What are the major blockades that cost large amounts of time when building Nuclear plants?

All civilian nuclear plants (hither-to) are rube-goldberg systems that are best thought of as one-off designs. There's a mile of red-tape and oversight because...well...Electricity generation in the USA is a private enterprise, and capitalism is a bottom-dollar-on-investment activity which results in Home Corporate cutting corners wherever they think they can get away with it.

A monument of why there are so many protections and oversight now in place....is in Blair, Nebraska. That plant is shutting down and closing its doors...

https://en.wikipedia.org/wiki/Fort_Calhoun_Nuclear_Generating_Station

They discovered that those calculations from the 60′s had errors ... also some of them are missing, and then some of them are just plain incomplete. But Omaha Public Power District admits ... that there were "incorrect and incomplete or missing calculations. There were inconsistencies between the calculations and the drawings.
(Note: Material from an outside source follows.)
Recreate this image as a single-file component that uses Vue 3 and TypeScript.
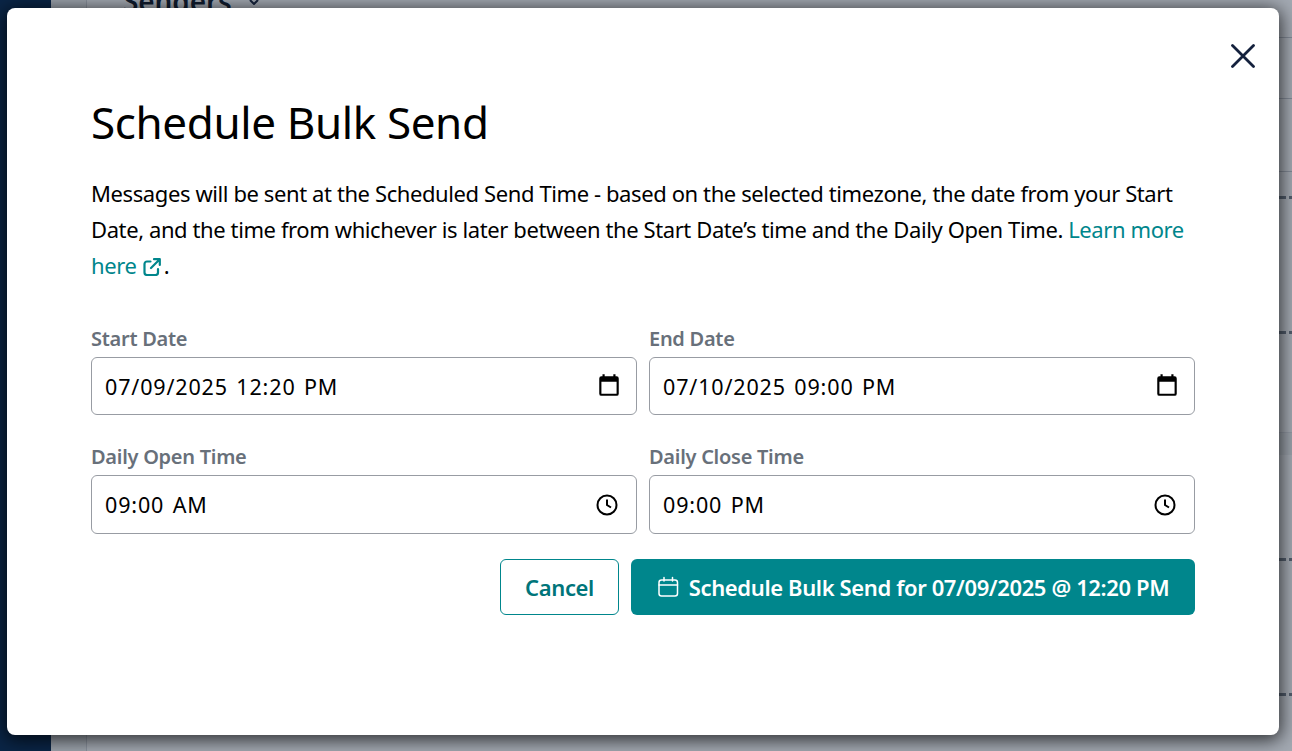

There were incomplete considerations of all load combinations and there were simple numerical errors."

That kind of crap is why things have become how they are. Fortunately, in spite of the screwups, nothing terrible and exciting and BREAKING NEWS worthy has ever happened as a result.

Funding is another problem....before operation can begin, the owners need all of the money needed for decommissioning. Why? So that taxpayers don't get caught holding the check when Home Corporate tries to dissolve itself and reverse-incorporate their way out of paying.